Quote all of the data exactly as given. Skip every picture it contains.

## Begin

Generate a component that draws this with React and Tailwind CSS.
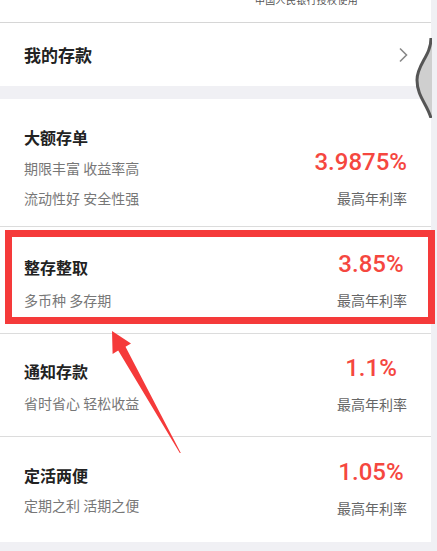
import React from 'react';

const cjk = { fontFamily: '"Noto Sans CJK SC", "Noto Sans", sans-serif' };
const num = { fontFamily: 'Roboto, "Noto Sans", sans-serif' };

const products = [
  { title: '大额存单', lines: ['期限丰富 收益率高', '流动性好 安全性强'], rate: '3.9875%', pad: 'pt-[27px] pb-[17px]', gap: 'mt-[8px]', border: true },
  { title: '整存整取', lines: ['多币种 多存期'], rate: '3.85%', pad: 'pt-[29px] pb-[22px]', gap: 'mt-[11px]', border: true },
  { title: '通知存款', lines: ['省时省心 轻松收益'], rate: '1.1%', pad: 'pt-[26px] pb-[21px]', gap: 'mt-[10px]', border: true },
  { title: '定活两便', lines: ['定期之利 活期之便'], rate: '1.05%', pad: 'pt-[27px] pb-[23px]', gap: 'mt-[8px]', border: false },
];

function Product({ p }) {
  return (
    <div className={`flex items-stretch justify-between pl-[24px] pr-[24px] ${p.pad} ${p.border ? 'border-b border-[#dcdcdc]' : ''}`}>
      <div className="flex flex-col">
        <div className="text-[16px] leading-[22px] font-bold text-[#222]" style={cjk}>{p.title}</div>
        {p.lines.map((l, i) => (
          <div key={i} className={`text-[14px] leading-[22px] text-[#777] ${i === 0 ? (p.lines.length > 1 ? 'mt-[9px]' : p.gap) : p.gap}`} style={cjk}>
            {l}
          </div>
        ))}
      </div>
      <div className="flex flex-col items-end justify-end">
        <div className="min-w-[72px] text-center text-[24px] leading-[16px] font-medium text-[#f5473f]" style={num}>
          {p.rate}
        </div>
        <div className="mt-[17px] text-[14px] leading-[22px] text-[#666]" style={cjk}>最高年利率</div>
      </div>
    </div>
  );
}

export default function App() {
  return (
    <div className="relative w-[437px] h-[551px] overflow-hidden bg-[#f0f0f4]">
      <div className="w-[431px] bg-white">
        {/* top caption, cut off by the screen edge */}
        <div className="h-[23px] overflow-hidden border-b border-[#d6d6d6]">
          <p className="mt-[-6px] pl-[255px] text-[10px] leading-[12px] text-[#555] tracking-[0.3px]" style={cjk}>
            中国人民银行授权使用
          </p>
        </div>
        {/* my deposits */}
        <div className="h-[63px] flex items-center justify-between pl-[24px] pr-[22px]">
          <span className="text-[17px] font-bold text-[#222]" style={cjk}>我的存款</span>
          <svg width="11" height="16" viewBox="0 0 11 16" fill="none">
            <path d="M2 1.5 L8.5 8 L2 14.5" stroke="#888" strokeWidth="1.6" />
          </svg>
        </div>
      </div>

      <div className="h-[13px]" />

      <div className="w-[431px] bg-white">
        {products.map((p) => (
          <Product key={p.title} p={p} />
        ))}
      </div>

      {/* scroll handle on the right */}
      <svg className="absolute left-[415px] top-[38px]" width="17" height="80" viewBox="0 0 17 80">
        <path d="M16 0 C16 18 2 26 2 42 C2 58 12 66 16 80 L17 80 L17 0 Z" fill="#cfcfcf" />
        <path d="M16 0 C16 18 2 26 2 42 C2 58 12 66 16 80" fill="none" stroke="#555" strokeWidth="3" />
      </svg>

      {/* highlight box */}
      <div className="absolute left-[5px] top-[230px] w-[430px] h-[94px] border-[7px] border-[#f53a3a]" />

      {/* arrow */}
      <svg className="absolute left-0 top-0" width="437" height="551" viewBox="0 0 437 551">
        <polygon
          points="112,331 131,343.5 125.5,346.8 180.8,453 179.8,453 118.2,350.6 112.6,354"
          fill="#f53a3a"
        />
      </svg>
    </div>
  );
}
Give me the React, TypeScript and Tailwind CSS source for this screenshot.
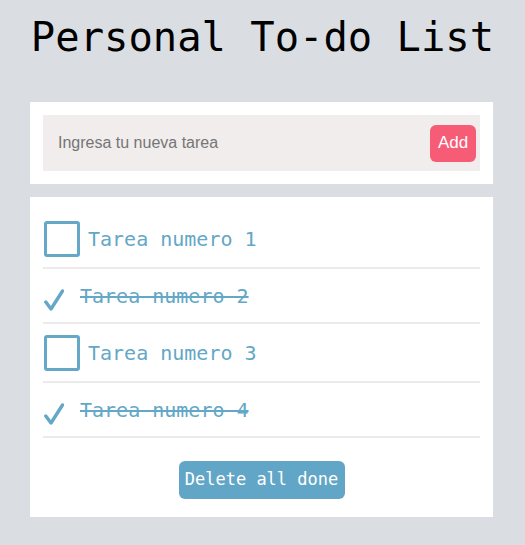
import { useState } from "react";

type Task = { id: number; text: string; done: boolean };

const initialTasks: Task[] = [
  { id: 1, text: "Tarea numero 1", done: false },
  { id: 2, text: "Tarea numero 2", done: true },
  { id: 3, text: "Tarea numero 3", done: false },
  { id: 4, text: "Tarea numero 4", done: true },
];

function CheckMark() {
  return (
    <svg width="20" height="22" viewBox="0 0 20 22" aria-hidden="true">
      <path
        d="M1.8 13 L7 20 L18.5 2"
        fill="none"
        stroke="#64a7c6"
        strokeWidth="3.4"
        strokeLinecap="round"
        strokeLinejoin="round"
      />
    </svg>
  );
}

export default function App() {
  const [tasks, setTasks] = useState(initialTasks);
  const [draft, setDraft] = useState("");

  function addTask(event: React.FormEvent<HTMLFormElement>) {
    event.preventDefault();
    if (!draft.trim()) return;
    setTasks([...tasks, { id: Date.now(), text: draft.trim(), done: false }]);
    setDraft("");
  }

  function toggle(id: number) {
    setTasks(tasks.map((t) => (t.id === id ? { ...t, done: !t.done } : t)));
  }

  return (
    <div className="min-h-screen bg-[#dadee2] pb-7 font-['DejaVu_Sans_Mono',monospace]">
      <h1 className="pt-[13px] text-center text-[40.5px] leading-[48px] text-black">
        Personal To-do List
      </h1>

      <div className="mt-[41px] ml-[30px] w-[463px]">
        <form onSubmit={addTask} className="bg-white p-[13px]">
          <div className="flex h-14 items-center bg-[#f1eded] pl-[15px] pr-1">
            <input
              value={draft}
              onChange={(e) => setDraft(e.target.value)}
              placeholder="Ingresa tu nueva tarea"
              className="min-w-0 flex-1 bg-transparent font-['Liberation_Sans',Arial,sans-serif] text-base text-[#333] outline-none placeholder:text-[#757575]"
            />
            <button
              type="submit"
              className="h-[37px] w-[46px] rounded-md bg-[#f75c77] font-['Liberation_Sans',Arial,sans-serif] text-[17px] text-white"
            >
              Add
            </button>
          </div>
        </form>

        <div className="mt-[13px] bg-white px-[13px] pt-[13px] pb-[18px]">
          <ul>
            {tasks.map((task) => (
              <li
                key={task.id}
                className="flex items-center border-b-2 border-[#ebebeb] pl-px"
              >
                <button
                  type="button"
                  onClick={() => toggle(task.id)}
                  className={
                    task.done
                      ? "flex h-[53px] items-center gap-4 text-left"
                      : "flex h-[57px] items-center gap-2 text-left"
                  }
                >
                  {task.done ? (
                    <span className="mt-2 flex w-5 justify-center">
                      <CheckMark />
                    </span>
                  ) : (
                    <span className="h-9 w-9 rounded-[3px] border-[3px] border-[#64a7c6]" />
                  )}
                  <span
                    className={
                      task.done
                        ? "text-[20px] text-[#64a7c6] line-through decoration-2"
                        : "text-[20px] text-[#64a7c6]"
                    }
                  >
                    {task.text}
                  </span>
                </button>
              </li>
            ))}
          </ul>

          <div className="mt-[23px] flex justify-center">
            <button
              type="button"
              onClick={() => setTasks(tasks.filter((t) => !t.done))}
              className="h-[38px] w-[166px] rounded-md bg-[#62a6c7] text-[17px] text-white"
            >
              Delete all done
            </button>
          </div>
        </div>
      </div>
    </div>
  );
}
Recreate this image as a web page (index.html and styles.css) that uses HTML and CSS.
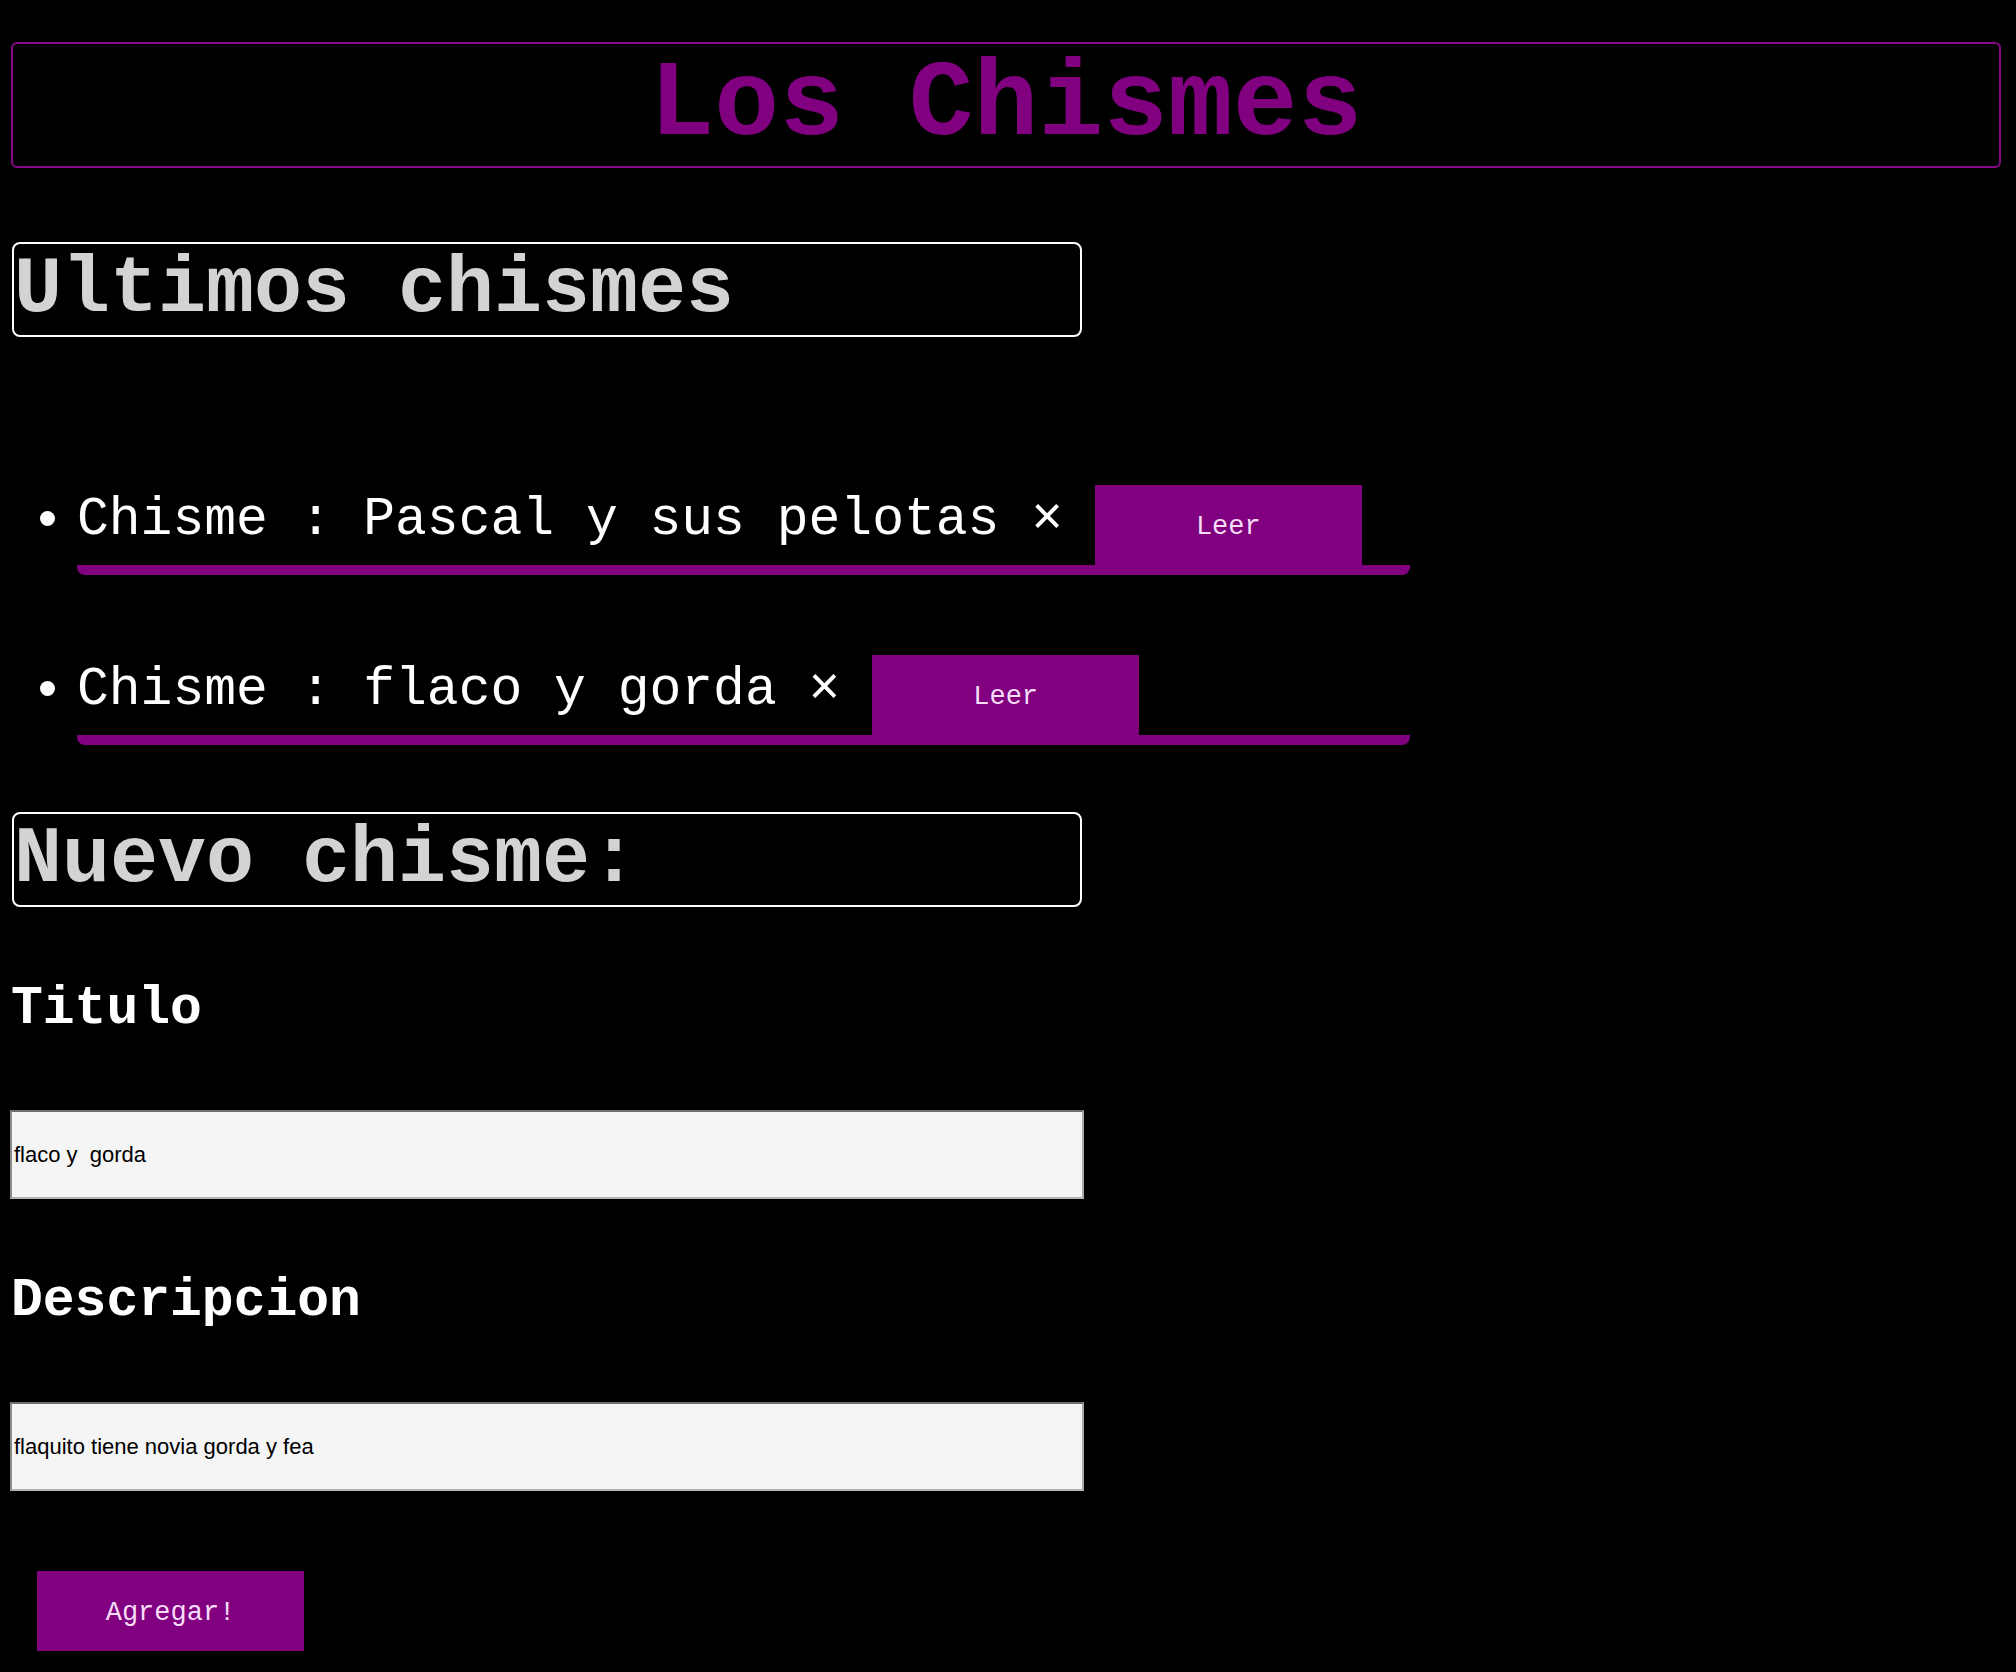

## End

Solved exercise
Generate a component that draws this with React and Tailwind CSS.
import React from 'react';

const cjk = { fontFamily: '"Noto Sans CJK SC", "Noto Sans", sans-serif' };
const num = { fontFamily: 'Roboto, "Noto Sans", sans-serif' };

const products = [
  { title: '大额存单', lines: ['期限丰富 收益率高', '流动性好 安全性强'], rate: '3.9875%', pad: 'pt-[27px] pb-[17px]', gap: 'mt-[8px]', border: true },
  { title: '整存整取', lines: ['多币种 多存期'], rate: '3.85%', pad: 'pt-[29px] pb-[22px]', gap: 'mt-[11px]', border: true },
  { title: '通知存款', lines: ['省时省心 轻松收益'], rate: '1.1%', pad: 'pt-[26px] pb-[21px]', gap: 'mt-[10px]', border: true },
  { title: '定活两便', lines: ['定期之利 活期之便'], rate: '1.05%', pad: 'pt-[27px] pb-[23px]', gap: 'mt-[8px]', border: false },
];

function Product({ p }) {
  return (
    <div className={`flex items-stretch justify-between pl-[24px] pr-[24px] ${p.pad} ${p.border ? 'border-b border-[#dcdcdc]' : ''}`}>
      <div className="flex flex-col">
        <div className="text-[16px] leading-[22px] font-bold text-[#222]" style={cjk}>{p.title}</div>
        {p.lines.map((l, i) => (
          <div key={i} className={`text-[14px] leading-[22px] text-[#777] ${i === 0 ? (p.lines.length > 1 ? 'mt-[9px]' : p.gap) : p.gap}`} style={cjk}>
            {l}
          </div>
        ))}
      </div>
      <div className="flex flex-col items-end justify-end">
        <div className="min-w-[72px] text-center text-[24px] leading-[16px] font-medium text-[#f5473f]" style={num}>
          {p.rate}
        </div>
        <div className="mt-[17px] text-[14px] leading-[22px] text-[#666]" style={cjk}>最高年利率</div>
      </div>
    </div>
  );
}

export default function App() {
  return (
    <div className="relative w-[437px] h-[551px] overflow-hidden bg-[#f0f0f4]">
      <div className="w-[431px] bg-white">
        {/* top caption, cut off by the screen edge */}
        <div className="h-[23px] overflow-hidden border-b border-[#d6d6d6]">
          <p className="mt-[-6px] pl-[255px] text-[10px] leading-[12px] text-[#555] tracking-[0.3px]" style={cjk}>
            中国人民银行授权使用
          </p>
        </div>
        {/* my deposits */}
        <div className="h-[63px] flex items-center justify-between pl-[24px] pr-[22px]">
          <span className="text-[17px] font-bold text-[#222]" style={cjk}>我的存款</span>
          <svg width="11" height="16" viewBox="0 0 11 16" fill="none">
            <path d="M2 1.5 L8.5 8 L2 14.5" stroke="#888" strokeWidth="1.6" />
          </svg>
        </div>
      </div>

      <div className="h-[13px]" />

      <div className="w-[431px] bg-white">
        {products.map((p) => (
          <Product key={p.title} p={p} />
        ))}
      </div>

      {/* scroll handle on the right */}
      <svg className="absolute left-[415px] top-[38px]" width="17" height="80" viewBox="0 0 17 80">
        <path d="M16 0 C16 18 2 26 2 42 C2 58 12 66 16 80 L17 80 L17 0 Z" fill="#cfcfcf" />
        <path d="M16 0 C16 18 2 26 2 42 C2 58 12 66 16 80" fill="none" stroke="#555" strokeWidth="3" />
      </svg>

      {/* highlight box */}
      <div className="absolute left-[5px] top-[230px] w-[430px] h-[94px] border-[7px] border-[#f53a3a]" />

      {/* arrow */}
      <svg className="absolute left-0 top-0" width="437" height="551" viewBox="0 0 437 551">
        <polygon
          points="112,331 131,343.5 125.5,346.8 180.8,453 179.8,453 118.2,350.6 112.6,354"
          fill="#f53a3a"
        />
      </svg>
    </div>
  );
}
Give me the React, TypeScript and Tailwind CSS source for this screenshot.
import { useState } from "react";

type Task = { id: number; text: string; done: boolean };

const initialTasks: Task[] = [
  { id: 1, text: "Tarea numero 1", done: false },
  { id: 2, text: "Tarea numero 2", done: true },
  { id: 3, text: "Tarea numero 3", done: false },
  { id: 4, text: "Tarea numero 4", done: true },
];

function CheckMark() {
  return (
    <svg width="20" height="22" viewBox="0 0 20 22" aria-hidden="true">
      <path
        d="M1.8 13 L7 20 L18.5 2"
        fill="none"
        stroke="#64a7c6"
        strokeWidth="3.4"
        strokeLinecap="round"
        strokeLinejoin="round"
      />
    </svg>
  );
}

export default function App() {
  const [tasks, setTasks] = useState(initialTasks);
  const [draft, setDraft] = useState("");

  function addTask(event: React.FormEvent<HTMLFormElement>) {
    event.preventDefault();
    if (!draft.trim()) return;
    setTasks([...tasks, { id: Date.now(), text: draft.trim(), done: false }]);
    setDraft("");
  }

  function toggle(id: number) {
    setTasks(tasks.map((t) => (t.id === id ? { ...t, done: !t.done } : t)));
  }

  return (
    <div className="min-h-screen bg-[#dadee2] pb-7 font-['DejaVu_Sans_Mono',monospace]">
      <h1 className="pt-[13px] text-center text-[40.5px] leading-[48px] text-black">
        Personal To-do List
      </h1>

      <div className="mt-[41px] ml-[30px] w-[463px]">
        <form onSubmit={addTask} className="bg-white p-[13px]">
          <div className="flex h-14 items-center bg-[#f1eded] pl-[15px] pr-1">
            <input
              value={draft}
              onChange={(e) => setDraft(e.target.value)}
              placeholder="Ingresa tu nueva tarea"
              className="min-w-0 flex-1 bg-transparent font-['Liberation_Sans',Arial,sans-serif] text-base text-[#333] outline-none placeholder:text-[#757575]"
            />
            <button
              type="submit"
              className="h-[37px] w-[46px] rounded-md bg-[#f75c77] font-['Liberation_Sans',Arial,sans-serif] text-[17px] text-white"
            >
              Add
            </button>
          </div>
        </form>

        <div className="mt-[13px] bg-white px-[13px] pt-[13px] pb-[18px]">
          <ul>
            {tasks.map((task) => (
              <li
                key={task.id}
                className="flex items-center border-b-2 border-[#ebebeb] pl-px"
              >
                <button
                  type="button"
                  onClick={() => toggle(task.id)}
                  className={
                    task.done
                      ? "flex h-[53px] items-center gap-4 text-left"
                      : "flex h-[57px] items-center gap-2 text-left"
                  }
                >
                  {task.done ? (
                    <span className="mt-2 flex w-5 justify-center">
                      <CheckMark />
                    </span>
                  ) : (
                    <span className="h-9 w-9 rounded-[3px] border-[3px] border-[#64a7c6]" />
                  )}
                  <span
                    className={
                      task.done
                        ? "text-[20px] text-[#64a7c6] line-through decoration-2"
                        : "text-[20px] text-[#64a7c6]"
                    }
                  >
                    {task.text}
                  </span>
                </button>
              </li>
            ))}
          </ul>

          <div className="mt-[23px] flex justify-center">
            <button
              type="button"
              onClick={() => setTasks(tasks.filter((t) => !t.done))}
              className="h-[38px] w-[166px] rounded-md bg-[#62a6c7] text-[17px] text-white"
            >
              Delete all done
            </button>
          </div>
        </div>
      </div>
    </div>
  );
}
Recreate this image as a web page (index.html and styles.css) that uses HTML and CSS.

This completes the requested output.